Is there a smarter/built-in way in Kubernetes to partition the space between nodes in this manner?
Service fabric has this feature built-in.
There are NO native tools for scaling at the partition level in K8s yet.
Only custom solutions similar to what you have came up with in your original post.
Provide another customized way for doing this for your reference. Based on this tech blog of Airbnb
Given the list of pods and their names, each pod is able to
deterministically calculate a list of partitions that it should work
on. When we add or remove pods from the ReplicaSet, the pods will
simply pick up the change, and work on the new set of partitions
instead
How do they do is based on the their repo. I summarized the key components here (Note: the repo is written in Java).
Get how many pods running in the k8s namespace, and sort by pod name (code).
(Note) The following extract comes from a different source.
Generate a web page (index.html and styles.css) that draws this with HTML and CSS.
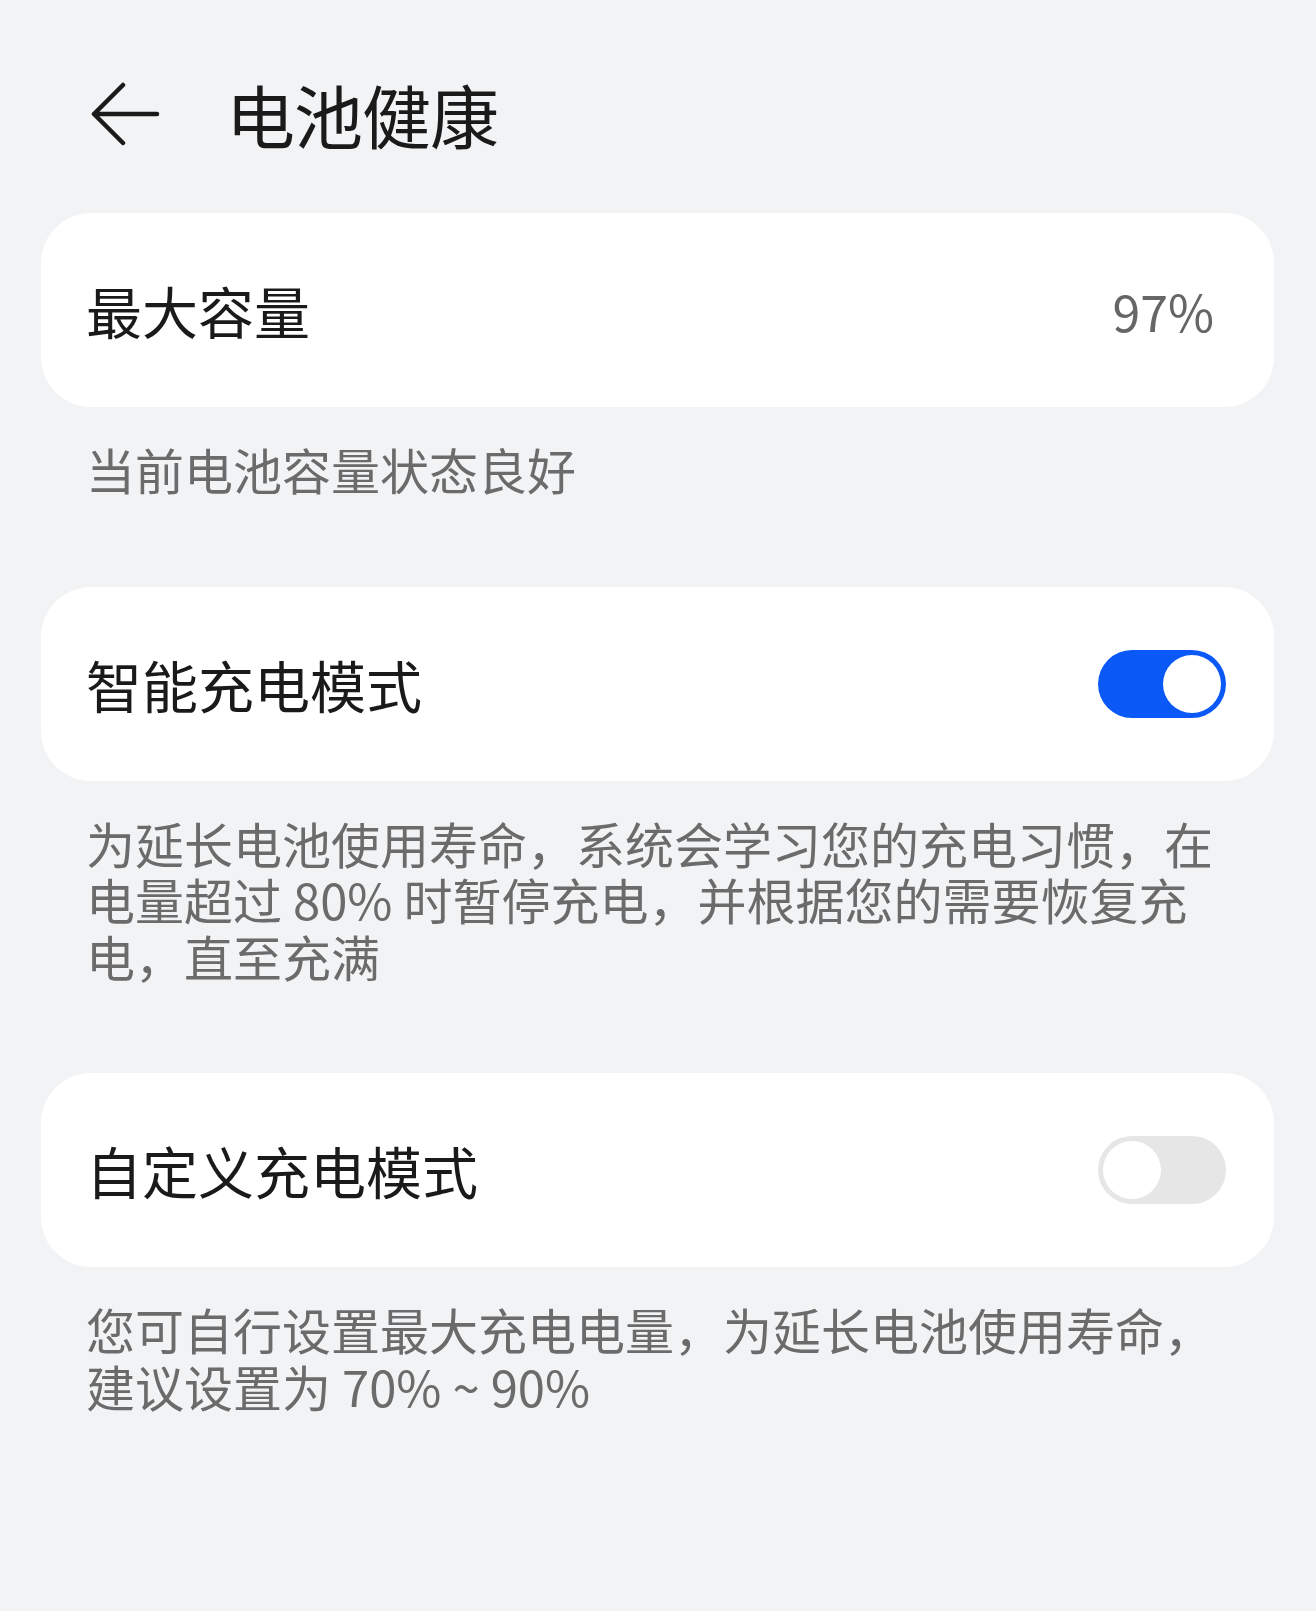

Code snippet
String podName = System.getenv("K8S_POD_NAME");
String namespace = System.getenv("K8S_NAMESPACE");
NamespacedKubernetesClient namespacedClient = kubernetesClient.inNamespace(namespace);
ReplicaSet replicaSet;
// see above code link to know how to get activePods, remove it here because it is too long
int podIndex = activePods.indexOf(podName);
int numPods = activePods.size();
Every time you call the above code, you will have deterministic list of podIndex and numPods. Then, using this information to calculate the range this pod is responsible for
List<Integer> partitions = new ArrayList<>();
int split = spaceRange / numPods;
int start = podIndex * split;
int end = (podIndex == numPods - 1) ? spaceRange - 1 : ((podIndex + 1) * split) - 1;
for (int i = start; i <= end; i++) {
partitions.add(i);
}
Since the number of pods will be changed anytime, you may need a executorService.scheduleWithFixedDelay to periodically update the list as here
executorService.scheduleWithFixedDelay(this::updatePartitions, 0, 30, TimeUnit.SECONDS);
This approach is not the best, since if you set scheduleWithFixedDelay with 30 seconds, any pod change won't be captured within 30 seconds. Also, it is possible in a short period of time, two pods may be responsible for the same space, and you need to handle this special case in your business logics as Airbnb tech blog does.